About Heaven 17
Heaven 17 is an English new wave and synth-pop band that formed in Sheffield in 1980. The band were a trio for most of their career, composed of Martyn Ware and Ian Craig Marsh , and Glenn Gregory . Although most of the band's music was recorded in the 1980s, they have occasionally reformed to record and perform, playing their first ever live concerts in 1997. Marsh left the band in 2007 and Ware and Gregory continued to perform as Heaven 17.
Ian Craig Marsh and Martyn Ware were the founding members of pioneering British electro-pop group the Human League; Glenn Gregory had been their original choice when seeking a lead singer for the band but he was unavailable at the time, so they chose Philip Oakey instead. When personal and creative tensions within the group reached a breaking point in late 1980, Marsh and Ware left the band, ceding the Human League name to Oakey. They formed the production company British Electric Foundation .
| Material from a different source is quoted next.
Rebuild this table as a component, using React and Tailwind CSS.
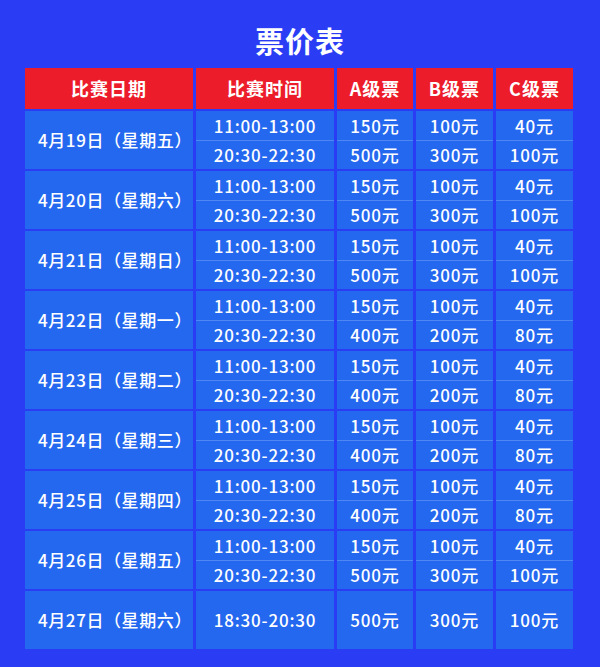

B.E.F.'s first recordings were a cassette-only album called Music For Stowaways and an LP called Music For Listening To, which was re-released on CD in 1997 with two extra tracks. Shortly after, they completed their line-up when they recruited their friend, photographer Glenn Gregory, as vocalist. Taking their new name from a fictional pop band mentioned in Anthony Burgess's dystopian novel, A Clockwork Orange , Heaven 17 was intended to be just one of the musical projects for British Electric Foundation.
Like The Human League, Heaven 17 used synthesisers and drum machines heavily . Session musicians were used for bass guitar and guitar and grand piano . Whereas the band's former colleagues the Human League had gone on to major chart success in 1981, Heaven 17 struggled to make an impact. Their debut single " Fascist Groove Thang" attracted some attention and, due to its overtly left-wing political lyrics, was banned by the BBC due to concerns by Radio 1's legal department that it libelled Ronald Reagan, who had recently been elected President of the United States. Neither this nor any other of the four singles taken from the band's debut album Penthouse and Pavement managed to reach the Top 40 in the UK Singles Chart. The album itself proved to be a success, peaking at Number 14 on the UK Albums Chart, and was later certified gold by the BPI in 1982.
Around this time, Ware and Marsh produced two further albums as B.E.F., the first being Music of Quality & Distinction Volume One featuring Glenn Gregory, Tina Turner, Paula Yates, Billy Mackenzie, Hank Marvin, Paul Jones, Bernie Nolan, and Gary Glitter. The tracks were cover versions of songs that Ware, Marsh and Gregory had grown up listening to. The album peaked at number 25. The second album was Geisha Boys and Temple Girls for the dance troupe Hot Gossip, which used songs formerly recorded by the Human League and Heaven 17, and a track each from Sting and Talking Heads. B.E.F. took over production duties when Richard James Burgess of the band Landscape was unable to complete the album.
In October 1982, Heaven 17 released their new single "Let Me Go", which charted just outside the UK Top 40 . However, in 1983 the band's fortunes changed. Their next single, "Temptation" , reached number 2 on the UK Singles Chart in spring 1983 and became their biggest hit. The song was taken from their second album, The Luxury Gap, which featured further chart hits "Come Live with Me" and "Crushed by the Wheels of Industry" . The album itself charted at number 4 on the UK Albums Chart, their highest ever position, and was certified platinum by the BPI in 1984.